At any time, logging can be enabled by sending SIGUSR1 to the process, or disabled by sending SIGUSR2 to the process.

Support

Please open any issues or feature requests in the manheim/vault-redirector-twisted GitHub issue tracker They will be dealt with as time allows. Please include as much detail as possible, including your version of vault-redirector and the Python version and OS/distribution it’s running on, as well as the command line arguments used when running it. Debug-level logs will likely be very helpful.

Development

Pull requests are welcome. Please cut them against the master branch of the manheim/vault-redirector-twisted repository.

It is expected that test coverage increase or stay the same, that all tests pass, that any new code have complete test coverage, and that code conforms to pep8 and passes pyflakes.

After making any changes to the code, before submitting a pull request, run tox -e docs to regenerate the API documentation. Commit any changes to the auto-generated files under docs/source.

Installing for Development

  1. Fork the manheim/vault-redirector-twisted repository on GitHub.
  2. Clone your fork somewhere on your local machine and cd to the clone:
$ git clone git@github.com:YOUR-GITHUB-USER/vault-redirector-twisted.git
$ cd vault-redirector-twisted
  1. Add the manheim upstream repository as a git upstream, so you can pull in upstream changes, and fetch it:
$ git remote add upstream https://github.com/manheim/vault-redirector-twisted.git
$ git fetch upstream
  1. Create a virtualenv for testing and running vault-redirector, install your local source into it, and install tox for testing:
$ virtualenv .
$ source bin/activate
$ pip install -e .
$ pip install tox pyOpenSSL pem
  1. Check out a new git branch. If you’re working on a GitHub issue you opened, your branch should be called “issues/N” where N is the issue number.

Testing

Testing is accomplished via pytest and tox.

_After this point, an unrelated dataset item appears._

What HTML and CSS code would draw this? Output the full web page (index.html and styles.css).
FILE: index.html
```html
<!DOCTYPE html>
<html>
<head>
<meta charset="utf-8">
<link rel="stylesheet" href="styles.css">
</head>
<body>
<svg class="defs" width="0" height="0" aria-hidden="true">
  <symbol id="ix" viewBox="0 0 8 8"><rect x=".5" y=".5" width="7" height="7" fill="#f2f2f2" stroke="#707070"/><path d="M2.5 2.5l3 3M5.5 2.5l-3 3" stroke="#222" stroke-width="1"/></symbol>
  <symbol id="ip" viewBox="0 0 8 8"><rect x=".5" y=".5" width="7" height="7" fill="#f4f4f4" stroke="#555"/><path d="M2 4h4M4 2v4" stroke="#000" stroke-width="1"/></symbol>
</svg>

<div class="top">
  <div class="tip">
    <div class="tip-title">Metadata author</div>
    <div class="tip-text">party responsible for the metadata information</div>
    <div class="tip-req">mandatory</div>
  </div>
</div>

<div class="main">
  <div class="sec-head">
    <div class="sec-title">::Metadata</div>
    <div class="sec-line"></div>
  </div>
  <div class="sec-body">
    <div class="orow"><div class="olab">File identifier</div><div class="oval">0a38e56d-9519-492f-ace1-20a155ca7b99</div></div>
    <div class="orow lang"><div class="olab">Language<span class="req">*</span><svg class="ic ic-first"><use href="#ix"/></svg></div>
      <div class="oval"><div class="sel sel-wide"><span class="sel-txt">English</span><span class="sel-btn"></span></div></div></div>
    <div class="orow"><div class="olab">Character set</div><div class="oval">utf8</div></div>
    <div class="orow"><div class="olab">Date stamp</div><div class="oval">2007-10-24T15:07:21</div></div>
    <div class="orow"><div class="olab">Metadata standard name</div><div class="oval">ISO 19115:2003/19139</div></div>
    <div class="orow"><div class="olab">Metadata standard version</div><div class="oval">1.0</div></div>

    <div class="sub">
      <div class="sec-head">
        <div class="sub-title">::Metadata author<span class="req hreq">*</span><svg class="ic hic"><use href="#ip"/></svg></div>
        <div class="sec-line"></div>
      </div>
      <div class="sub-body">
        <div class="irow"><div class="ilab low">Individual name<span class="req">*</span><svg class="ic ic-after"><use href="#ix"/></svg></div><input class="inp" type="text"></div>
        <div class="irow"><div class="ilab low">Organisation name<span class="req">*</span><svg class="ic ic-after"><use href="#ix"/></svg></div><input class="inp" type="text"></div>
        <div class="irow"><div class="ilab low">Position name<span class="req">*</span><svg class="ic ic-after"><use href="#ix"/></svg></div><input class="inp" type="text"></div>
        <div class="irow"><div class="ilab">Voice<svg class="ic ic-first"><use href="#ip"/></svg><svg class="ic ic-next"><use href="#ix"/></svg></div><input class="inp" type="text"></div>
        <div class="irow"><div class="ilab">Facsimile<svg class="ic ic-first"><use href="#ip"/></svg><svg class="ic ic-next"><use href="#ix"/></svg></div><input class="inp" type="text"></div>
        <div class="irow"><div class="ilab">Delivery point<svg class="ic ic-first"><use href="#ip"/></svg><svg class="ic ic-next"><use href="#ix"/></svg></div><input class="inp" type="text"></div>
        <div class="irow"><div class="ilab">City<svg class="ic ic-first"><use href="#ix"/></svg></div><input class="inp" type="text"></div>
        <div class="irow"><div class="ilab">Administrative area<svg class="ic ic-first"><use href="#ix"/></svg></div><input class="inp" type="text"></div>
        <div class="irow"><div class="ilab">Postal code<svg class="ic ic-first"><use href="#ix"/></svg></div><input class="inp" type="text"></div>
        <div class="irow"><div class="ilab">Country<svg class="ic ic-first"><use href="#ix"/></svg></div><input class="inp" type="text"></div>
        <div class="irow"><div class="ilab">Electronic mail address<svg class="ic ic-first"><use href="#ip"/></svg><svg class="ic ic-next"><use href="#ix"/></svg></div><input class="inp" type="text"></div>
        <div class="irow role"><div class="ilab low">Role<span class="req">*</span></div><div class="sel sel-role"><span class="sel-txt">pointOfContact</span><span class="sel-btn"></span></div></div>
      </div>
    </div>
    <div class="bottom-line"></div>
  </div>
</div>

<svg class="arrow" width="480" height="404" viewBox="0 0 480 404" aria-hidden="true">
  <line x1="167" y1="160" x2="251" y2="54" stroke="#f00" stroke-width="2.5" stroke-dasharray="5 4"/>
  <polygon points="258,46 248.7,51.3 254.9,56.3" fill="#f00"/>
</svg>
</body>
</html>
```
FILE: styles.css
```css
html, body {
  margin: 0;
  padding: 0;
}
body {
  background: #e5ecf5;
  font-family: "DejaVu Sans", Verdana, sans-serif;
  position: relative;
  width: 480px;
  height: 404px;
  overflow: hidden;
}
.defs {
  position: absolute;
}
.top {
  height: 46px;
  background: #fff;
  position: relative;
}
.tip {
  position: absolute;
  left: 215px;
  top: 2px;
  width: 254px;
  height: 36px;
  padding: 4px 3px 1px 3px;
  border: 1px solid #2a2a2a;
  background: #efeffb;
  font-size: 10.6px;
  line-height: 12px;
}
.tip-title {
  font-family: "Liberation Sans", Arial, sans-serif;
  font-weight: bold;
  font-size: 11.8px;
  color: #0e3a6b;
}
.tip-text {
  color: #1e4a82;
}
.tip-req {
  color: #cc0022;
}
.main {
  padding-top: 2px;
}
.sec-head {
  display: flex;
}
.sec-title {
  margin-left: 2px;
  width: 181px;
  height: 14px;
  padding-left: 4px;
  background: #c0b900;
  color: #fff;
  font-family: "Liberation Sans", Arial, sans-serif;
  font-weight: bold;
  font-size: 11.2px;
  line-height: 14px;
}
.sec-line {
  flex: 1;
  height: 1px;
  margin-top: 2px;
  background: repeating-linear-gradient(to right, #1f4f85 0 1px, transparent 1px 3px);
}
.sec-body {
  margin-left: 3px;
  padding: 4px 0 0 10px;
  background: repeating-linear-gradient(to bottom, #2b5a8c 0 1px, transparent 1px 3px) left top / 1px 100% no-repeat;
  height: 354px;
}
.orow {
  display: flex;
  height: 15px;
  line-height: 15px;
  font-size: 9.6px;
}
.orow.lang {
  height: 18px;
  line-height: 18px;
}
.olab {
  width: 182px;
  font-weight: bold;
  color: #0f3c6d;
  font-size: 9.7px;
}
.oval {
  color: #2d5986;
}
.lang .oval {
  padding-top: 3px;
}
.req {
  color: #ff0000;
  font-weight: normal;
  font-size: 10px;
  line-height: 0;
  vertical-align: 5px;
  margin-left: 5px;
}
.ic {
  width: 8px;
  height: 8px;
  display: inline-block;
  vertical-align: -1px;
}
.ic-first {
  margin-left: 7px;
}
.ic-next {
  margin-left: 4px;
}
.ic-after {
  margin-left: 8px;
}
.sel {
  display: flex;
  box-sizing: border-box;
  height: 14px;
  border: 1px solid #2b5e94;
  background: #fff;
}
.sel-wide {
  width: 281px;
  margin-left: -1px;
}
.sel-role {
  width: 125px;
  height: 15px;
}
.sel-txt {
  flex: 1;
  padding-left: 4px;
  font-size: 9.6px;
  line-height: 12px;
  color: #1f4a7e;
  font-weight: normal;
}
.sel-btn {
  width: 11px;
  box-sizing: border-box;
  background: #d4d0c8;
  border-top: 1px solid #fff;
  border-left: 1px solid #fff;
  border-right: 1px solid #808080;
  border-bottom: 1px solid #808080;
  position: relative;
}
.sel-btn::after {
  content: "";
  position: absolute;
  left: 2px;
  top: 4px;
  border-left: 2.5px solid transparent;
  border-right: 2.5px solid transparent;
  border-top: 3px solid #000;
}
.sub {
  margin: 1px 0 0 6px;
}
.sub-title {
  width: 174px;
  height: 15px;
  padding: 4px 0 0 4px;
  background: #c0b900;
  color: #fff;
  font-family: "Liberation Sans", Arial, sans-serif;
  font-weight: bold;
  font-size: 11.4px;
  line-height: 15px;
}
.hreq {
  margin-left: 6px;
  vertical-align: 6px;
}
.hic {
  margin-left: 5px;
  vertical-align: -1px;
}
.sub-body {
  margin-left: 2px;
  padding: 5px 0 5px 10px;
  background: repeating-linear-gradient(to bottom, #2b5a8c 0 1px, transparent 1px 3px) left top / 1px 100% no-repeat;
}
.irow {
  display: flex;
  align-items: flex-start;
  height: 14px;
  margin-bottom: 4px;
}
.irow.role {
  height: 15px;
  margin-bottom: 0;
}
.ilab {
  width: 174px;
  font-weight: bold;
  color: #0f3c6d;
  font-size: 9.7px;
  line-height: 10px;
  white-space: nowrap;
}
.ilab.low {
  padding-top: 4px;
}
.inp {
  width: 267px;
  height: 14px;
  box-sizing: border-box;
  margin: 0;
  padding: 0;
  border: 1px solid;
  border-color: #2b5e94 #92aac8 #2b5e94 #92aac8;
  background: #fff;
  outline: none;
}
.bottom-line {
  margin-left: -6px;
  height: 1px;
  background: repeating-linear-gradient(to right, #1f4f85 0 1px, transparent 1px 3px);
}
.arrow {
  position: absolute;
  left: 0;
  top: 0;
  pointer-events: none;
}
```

By default tests will be run for Python 2.7, 3.3, 3.4. 3.5 and the documentation. Each supported Python interpreter has two test suites, unit and acceptance. The acceptance suite will actually run vault redirector bound to an available port (but with the Consul active node query code mocked out) and make example HTTP requests against it.

To run the tests locally, with your virtualenv activated, run tox -e py<version>-(unit|acceptance) where <version> is one of the Python versions in tox.ini (i.e. “27”, “33”, “34” or “35”). You will need to already have the appropriate Python interpreter version installed on your system. When the tests are run locally, coverage reports will be generated in the htmlcov/ directory.

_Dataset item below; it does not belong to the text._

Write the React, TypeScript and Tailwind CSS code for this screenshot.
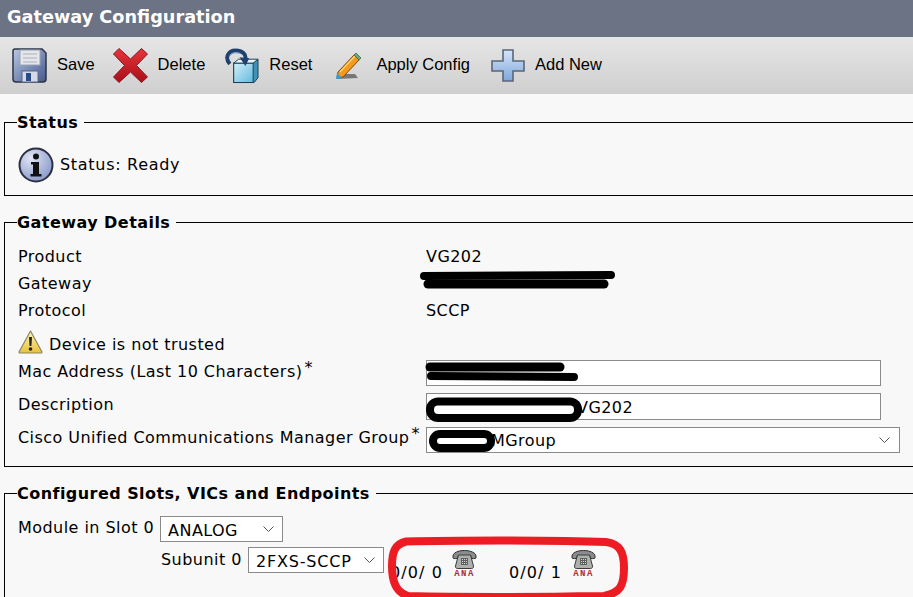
const SaveIcon = () => (
  <svg width="35" height="35" viewBox="0 0 35 35">
    <defs>
      <linearGradient id="saveBody" x1="0" y1="0" x2="1" y2="1">
        <stop offset="0" stopColor="#b9c6e4" />
        <stop offset="1" stopColor="#44598c" />
      </linearGradient>
    </defs>
    <path d="M3 1h27l4 4v26a3 3 0 0 1-3 3H4a3 3 0 0 1-3-3V3a2 2 0 0 1 2-2z" fill="url(#saveBody)" stroke="#2c3444" strokeWidth="1.5" />
    <rect x="8" y="2" width="20" height="15" fill="#e4e6ea" stroke="#9aa3b5" />
    <path d="M11 6h14M11 10h14M11 14h14" stroke="#a9afbb" strokeWidth="1.2" />
    <rect x="10" y="23" width="16" height="11" fill="#d5dae6" stroke="#59678a" />
    <rect x="14" y="25" width="5" height="8" fill="#2b4a88" />
  </svg>
);

const DeleteIcon = () => (
  <svg width="35" height="35" viewBox="0 0 35 35">
    <defs>
      <linearGradient id="delRed" x1="0" y1="0" x2="0" y2="1">
        <stop offset="0" stopColor="#e8343a" />
        <stop offset="1" stopColor="#a80f1a" />
      </linearGradient>
    </defs>
    <path d="M6 0.5 17.5 11 28.5 0.5 34.5 6 23.5 17.500 34.5 29 28.5 34.5 17.5 24 6 34.5 0.5 29 11.5 17.500 0.5 6z" fill="url(#delRed)" stroke="#8b1720" strokeWidth="1" />
  </svg>
);

const ResetIcon = () => (
  <svg width="36" height="36" viewBox="0 0 36 36">
    <defs>
      <linearGradient id="cubeFace" x1="0" y1="0" x2="1" y2="1">
        <stop offset="0" stopColor="#d2f0fa" />
        <stop offset="1" stopColor="#62b9dc" />
      </linearGradient>
    </defs>
    <path d="M10 15h20l5-4v19l-4 5H10z" fill="#3e93b8" stroke="#1f3d52" strokeWidth="1" />
    <rect x="10" y="15" width="20" height="20" fill="url(#cubeFace)" stroke="#1f3d52" />
    <path d="M10 15l5-4h20l-5 4z" fill="#e6f5fa" stroke="#1f3d52" />
    <path d="M6 16C0 9 5 2 12 2s11 4 10 9" fill="none" stroke="#20406e" strokeWidth="4" />
    <path d="M16 9l10 1-4 8z" fill="#20406e" />
    <path d="M6 7C9 4 13 4 16 5" fill="none" stroke="#7fa2cf" strokeWidth="1.2" />
  </svg>
);

const PencilIcon = () => (
  <svg width="34" height="28" viewBox="0 0 34 28">
    <path d="M5 27l21-1-3-4H10z" fill="#777" />
    <path d="M6 20 22 3l5 5-16 17-6 1z" fill="#f39a1e" stroke="#7a4a10" strokeWidth="1" />
    <path d="M8 20 23 4" stroke="#ffd26a" strokeWidth="1.5" />
    <path d="M22 3l2-2 5 5-2 2z" fill="#5fae7f" stroke="#55603a" strokeWidth="0.8" />
    <path d="M5 21l-1 6 6-1z" fill="#2e9fd6" />
  </svg>
);

const PlusIcon = () => (
  <svg width="34" height="33" viewBox="0 0 34 33">
    <defs>
      <linearGradient id="plusFill" x1="0" y1="0" x2="0" y2="1">
        <stop offset="0" stopColor="#d5e5f8" />
        <stop offset="1" stopColor="#7ea7dc" />
      </linearGradient>
    </defs>
    <path d="M12 1h10v11h11v10H22v10H12V22H1V12h11z" fill="url(#plusFill)" stroke="#5b6678" strokeWidth="1.6" />
  </svg>
);

const InfoIcon = () => (
  <svg width="36" height="36" viewBox="0 0 36 36">
    <defs>
      <radialGradient id="infoFill" cx="0.35" cy="0.3" r="0.8">
        <stop offset="0" stopColor="#e0e5f4" />
        <stop offset="1" stopColor="#8494c6" />
      </radialGradient>
    </defs>
    <circle cx="18" cy="18" r="16.5" fill="url(#infoFill)" stroke="#2c3040" strokeWidth="2" />
    <circle cx="18" cy="9.5" r="3" fill="#111" />
    <path d="M13 15h8v12h2.500v2.500h-11V27H15V17.500h-2z" fill="#111" />
  </svg>
);

const WarnIcon = () => (
  <svg width="25" height="24" viewBox="0 0 25 24">
    <defs>
      <linearGradient id="warnFill" x1="0" y1="0" x2="0" y2="1">
        <stop offset="0" stopColor="#fff3b0" />
        <stop offset="1" stopColor="#e8c23c" />
      </linearGradient>
    </defs>
    <path d="M12.500 1 24 22a1 1 0 0 1-1 1H2a1 1 0 0 1-1-1z" fill="url(#warnFill)" stroke="#8a8468" strokeWidth="1.2" strokeLinejoin="round" />
    <path d="M11 7h3l-.6 9h-1.800z" fill="#222" />
    <circle cx="12.500" cy="19" r="1.800" fill="#222" />
  </svg>
);

const PhonePort = () => (
  <div className="flex flex-col items-center w-[25px]">
    <svg width="25" height="19" viewBox="0 0 25 19">
      <path d="M1 8V6c0-3 5-5.500 11.500-5.500S24 3 24 6v2c0 .8-5 .8-5 0V6H6v2c0 .8-5 .8-5 0z" fill="#8a8d8e" stroke="#2f3132" strokeWidth="1" />
      <path d="M6.500 5h12l3 11a2 2 0 0 1-2 2.500H5.500a2 2 0 0 1-2-2.500z" fill="#aeb0ae" stroke="#3a3c3c" strokeWidth="1" />
      <rect x="9" y="8" width="7" height="7" fill="#5e6060" />
      <path d="M10 9.500h5M10 11.500h5M10 13.500h5" stroke="#d2d3d2" strokeDasharray="1 1" />
    </svg>
    <span className="mt-[1px] text-[9px] leading-[9px] font-bold tracking-[1.500px] text-[#b22a35] font-['Liberation_Mono',monospace]">ANA</span>
  </div>
);

const ToolButton = ({ icon, label, iconWidth, className = "" }: { icon: React.ReactNode; label: string; iconWidth: string; className?: string }) => (
  <div className={"flex items-center gap-[10px] " + className}>
    <div className={iconWidth + " flex items-center justify-center"}>{icon}</div>
    <span className="mb-[3px] text-[16.5px] text-black font-['Liberation_Sans',sans-serif]">{label}</span>
  </div>
);

const Section = ({ title, className, children }: { title: string; className: string; children: React.ReactNode }) => (
  <fieldset className={"ml-1 -mr-3 border border-black px-[13px] " + className}>
    <legend className="relative top-[1px] -ml-[1px] font-bold text-[16px] leading-[18px]">{title}&nbsp;</legend>
    {children}
  </fieldset>
);

const Asterisk = () => <span className="relative -top-[4px] ml-[2px] text-[16px] leading-none">*</span>;

function Chevron() {
  return (
    <svg width="11" height="6" viewBox="0 0 11 6" className="shrink-0">
      <path d="M0.500 0.500 5.500 5.500 10.500 0.500" fill="none" stroke="#555" strokeWidth="1" />
    </svg>
  );
}

export default function App() {
  return (
    <div className="relative w-[913px] h-[597px] overflow-hidden bg-[#f8f8f8] text-[16px] tracking-[0.45px] leading-[20px] text-black font-['DejaVu_Sans',sans-serif]">
      <div className="h-[37px] bg-[#6b7385] pl-[7px] pt-[6px] text-[17.7px] tracking-normal leading-[22px] font-bold text-white">
        Gateway Configuration
      </div>
      <div className="flex h-[57px] items-center gap-[19px] pl-[12px] tracking-normal bg-gradient-to-b from-[#e6e6e6] to-[#cfcfcf]">
        <ToolButton icon={<SaveIcon />} label="Save" iconWidth="w-[35px]" />
        <ToolButton icon={<DeleteIcon />} label="Delete" iconWidth="w-[35px]" className="-ml-[1px]" />
        <ToolButton icon={<ResetIcon />} label="Reset" iconWidth="w-[35px]" />
        <ToolButton icon={<PencilIcon />} label="Apply Config" iconWidth="w-[34px]" className="ml-[1px]" />
        <ToolButton icon={<PlusIcon />} label="Add New" iconWidth="w-[34px]" className="ml-[2px]" />
      </div>

      <Section title="Status" className="mt-[19px] h-[83px]">
        <div className="mt-[16px] flex items-center gap-[6px]">
          <InfoIcon />
          <span className="tracking-[0.7px]">Status: Ready</span>
        </div>
      </Section>

      <Section title="Gateway Details" className="mt-[17px] h-[254px]">
        <div className="grid grid-cols-[408px_1fr] pt-[16px]">
          <span className="h-[27px]">Product</span>
          <span>VG202</span>
          <span className="h-[27px]">Gateway</span>
          <span></span>
          <span className="h-[27px]">Protocol</span>
          <span>SCCP</span>
        </div>
        <div className="flex h-[26px] items-end gap-[6px]">
          <WarnIcon />
          <span className="leading-[18px]">Device is not trusted</span>
        </div>
        <div className="grid grid-cols-[408px_1fr] gap-y-[7px] pt-[6px]">
          <span className="h-[26px] pt-[2px] whitespace-nowrap">Mac Address (Last 10 Characters)<Asterisk /></span>
          <div className="h-[26px] w-[455px] border border-[#8a8a8a] bg-white" />
          <span className="h-[27px] pt-[2px]">Description</span>
          <div className="h-[27px] w-[455px] border border-[#8a8a8a] bg-white pl-[150px] pt-[4px]">VG202</div>
          <span className="h-[26px] pt-[1px] whitespace-nowrap">Cisco Unified Communications Manager Group<Asterisk /></span>
          <div className="flex h-[26px] w-[474px] items-center justify-between border border-[#8a8a8a] bg-white pl-[64px] pr-[9px]">
            <span className="mt-[2px]">MGroup</span>
            <Chevron />
          </div>
        </div>
      </Section>

      <Section title="Configured Slots, VICs and Endpoints" className="mt-[17px] h-[114px]">
        <div className="flex items-center gap-[6px] pt-[14px]">
          <span className="-mt-[2px] whitespace-nowrap">Module in Slot 0</span>
          <div className="flex h-[26px] w-[123px] items-center justify-between border border-[#8a8a8a] bg-white pl-[7px] pr-[8px]">
            <span className="mt-[3px]">ANALOG</span>
            <Chevron />
          </div>
        </div>
        <div className="flex items-start pl-[143px] pt-[5px]">
          <span className="mt-[3px] w-[87px] whitespace-nowrap">Subunit 0</span>
          <div className="flex h-[26px] w-[136px] items-center justify-between border border-[#8a8a8a] bg-white pl-[7px] pr-[8px]">
            <span className="mt-[4px] tracking-[0.8px] whitespace-nowrap">2FXS-SCCP</span>
            <Chevron />
          </div>
          <span className="ml-[6px] mt-[16px] tracking-[1.100px] whitespace-pre">0/0/ 0</span>
          <div className="ml-[9px] mt-[3px]"><PhonePort /></div>
          <span className="ml-[32px] mt-[16px] tracking-[1.100px] whitespace-pre">0/0/ 1</span>
          <div className="ml-[9px] mt-[3px]"><PhonePort /></div>
        </div>
      </Section>

      {/* scribbles drawn over the screenshot */}
      <svg className="absolute inset-0 pointer-events-none" width="913" height="597" viewBox="0 0 913 597">
        <path d="M424 276 611 275" stroke="#000" strokeWidth="8" strokeLinecap="round" />
        <path d="M428 284 604 284" stroke="#000" strokeWidth="9" strokeLinecap="round" />
        <path d="M430 367 560 367" stroke="#000" strokeWidth="9" strokeLinecap="round" />
        <path d="M431 376 574 377" stroke="#000" strokeWidth="8" strokeLinecap="round" />
        <rect x="430" y="401.500" width="148" height="16.500" rx="8" fill="#fff" stroke="#000" strokeWidth="8" />
        <rect x="433" y="434" width="58" height="14" rx="7" fill="#fff" stroke="#000" strokeWidth="8" />
        <path d="M406 541.500 C460 540 560 540 606 542 C620 544 624 552 624 568 C624 586 620 593 604 596 C540 597 450 597 408 596 C396 592 392 582 392 566 C392 552 395 544 406 541.500z" fill="none" stroke="#ed1c24" strokeWidth="8" />
      </svg>
    </div>
  );
}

To generate documentation locally, run tox -e docs; the HTML output will be in docs/build/html. This must be done after making any code changes, and any changes to the auto-generated files under docs/source/ must be committed.

Automated testing is accomplished via TravisCI (it’s free for any open source project). If you have a TravisCI account linked to your GitHub, you should be able to add your fork for automated testing without any changes to the repository.

Maintenance

Instructions for repository maintainers follow:

Fixing Issues / Making Changes

Note that all commit messages should be of the form issue #<ISSUE_NUM>: <descriptive message>. When you’ve verified that the issue is fixed and update CHANGES.rst, your final commit message should be of the form fixes #<ISSUE_NUM>: <descriptive message>.

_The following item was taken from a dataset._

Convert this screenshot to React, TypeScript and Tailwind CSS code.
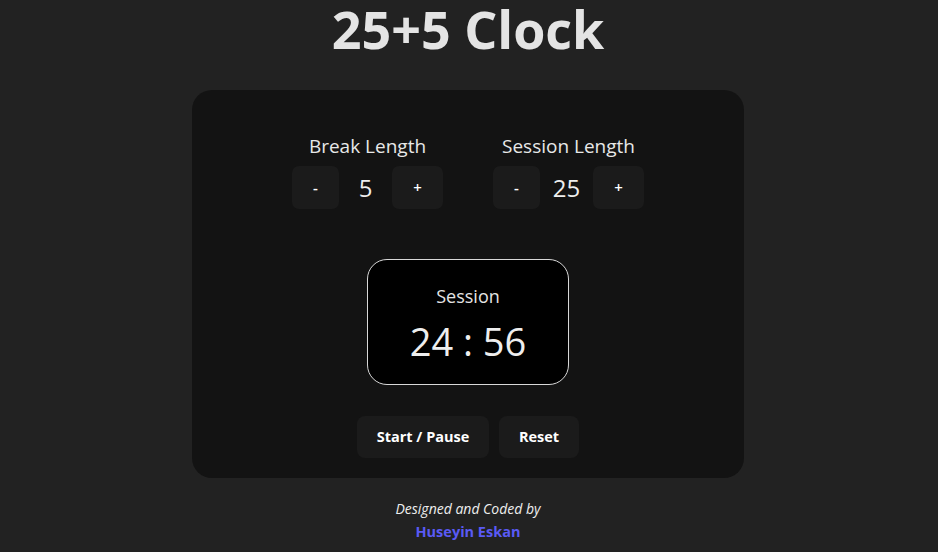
import React from "react";

export default function App() {
  const font = { fontFamily: '"Open Sans", "Noto Sans", sans-serif' };
  return (
    <div className="min-h-[552px] w-full bg-[#222222] text-[#e6e6e6] flex flex-col items-center" style={font}>
      <h1 className="text-[52px] font-bold leading-none mt-[3px] h-[87px] text-[#e4e4e4] mr-[2px]">25+5 Clock</h1>
      <div className="w-[552px] h-[388px] rounded-[20px] bg-[#131313] flex flex-col items-center mr-[2px]">
        <div className="flex gap-[50px] mt-[43px]">
          {[
            { label: "Break Length", value: "5" },
            { label: "Session Length", value: "25" },
          ].map((g) => (
            <div key={g.label} className="flex flex-col items-center w-[151px]">
              <div className="text-[19px] leading-[26px] text-[#e8e8e8]">{g.label}</div>
              <div className="flex items-center mt-[7px]">
                <button className="w-[47px] h-[43px] rounded-[7px] bg-[#1b1b1b] text-white text-[15px] font-semibold">-</button>
                <div className="w-[53px] text-center text-[24px] leading-none text-[#eeeeee]">{g.value}</div>
                <button className="w-[51px] h-[43px] rounded-[7px] bg-[#1b1b1b] text-white text-[15px] font-semibold">+</button>
              </div>
            </div>
          ))}
        </div>
        <div className="mt-[50px] w-[202px] h-[126px] rounded-[20px] bg-black border border-[#d8d8d8] flex flex-col items-center">
          <div className="mt-[24px] text-[18px] leading-[24px] text-[#e4e4e4]">Session</div>
          <div className="mt-[8px] text-[38px] leading-[50px] text-[#eeeeee]">24 : 56</div>
        </div>
        <div className="flex gap-[10px] mt-[31px]">
          <button className="w-[132px] h-[42px] rounded-[8px] bg-[#1b1b1b] text-white text-[14.5px] font-bold">Start / Pause</button>
          <button className="w-[80px] h-[42px] rounded-[8px] bg-[#1b1b1b] text-white text-[14.5px] font-bold">Reset</button>
        </div>
      </div>
      <div className="mt-[22px] text-[14px] italic leading-[18px] text-[#eeeeee] mr-[2px]">Designed and Coded by</div>
      <div className="mt-[4px] text-[14.5px] font-bold leading-[20px] text-[#5a5af5] mr-[2px]">Huseyin Eskan</div>
    </div>
  );
}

  1. Follow the instructions above for installing for development.
  2. Cut a new branch named after the GitHub issue (“issues/ISSUE_NUMBER”).
  3. Make your code changes as needed, and write or update tests. It’s preferred that you commit early and often, to make it easier to isolate work that needs improvements.
  4. Run tests locally at least for py27 and py35: tox -e py27-unit,py27-acceptance,py35-unit,py35-acceptance
  5. Examine the test results and the coverage reports in htmlcov/ (the reports will be written for the last-run unit test suite). Iterate until you have full coverage and passing tests.
  6. Run tox -e docs to generate documentation locally. Examine it for correctness, and commit any changes to the auto-generated files under docs/source/.
  7. Update CHANGES.rst with a description of your change and a link to the GitHub issue. Commit that.
  8. Push your branch to origin. If you believe it’s ready, open a pull request for it.

Handling PRs

  1. Ensure that all Travis tests are passing for the PR, and that code coverage is still 100% (for all Python versions).
  2. Check out the pull request locally. To do this simply, you can edit .git/config in your clone of the repository, and under the [remote "origin"] section add the following lines. Then git fetch origin and you can check out PRs locally like git checkout refs/pull/origin/PR_NUM. Note that this will be read-only.
fetch = +refs/pull/*/head:refs/pull/origin/*
  1. Run tox -e docs and ensure there are no changes to the auto-generated docs and that they look correct.
  2. Ensure there is an appropriate CHANGES.rst entry for the changes.
  3. Ensure that README.rst, if it has been changed, renders correctly on GitHub.
  4. If there are any changes to the local repository, cut a new branch locally, commit them, and push it to your fork. You can either ask the original PR author to pull in your changes, or you can close their PR and open a new one for your branch (be sure to reference the closed PR in a comment).
  5. Merge the PR to master.

Release Process

  1. Open an issue for the release; cut a branch off master for that issue.
  2. Build docs (tox -e docs) and ensure they look correct. Commit any changes to the auto-generated files.
  3. Ensure that Travis tests are passing in all environments.
  4. Ensure that test coverage is no less than the last release (ideally, 100%).
  5. Ensure there are entries in CHANGES.rst for all changes since the last release, and that they link to the GitHub issues.
  6. Increment the version number in vault_redirector/version.py and add version and release date to CHANGES.rst. Mention the issue in the commit for this, and push to GitHub.
  7. Confirm that README.rst renders correctly on GitHub.
  8. Upload package to testpypi and confirm that README.rst renders correctly.
  9. Create a pull request for the release to be merge into master. Upon successful Travis build, merge it.
  10. Tag the release in Git, push tag to GitHub:
  • tag the release. for now the message is quite simple: git tag -a X.Y.Z -m 'X.Y.Z released YYYY-MM-DD'
  • push the tag to GitHub: git push origin X.Y.Z
  1. Upload package to live pypi:
    • twine upload dist/*
  2. make sure any GH issues fixed in the release were closed.

Indices and tables

License

vault-redirector is licensed under the MIT license; see LICENSE for the text of the license.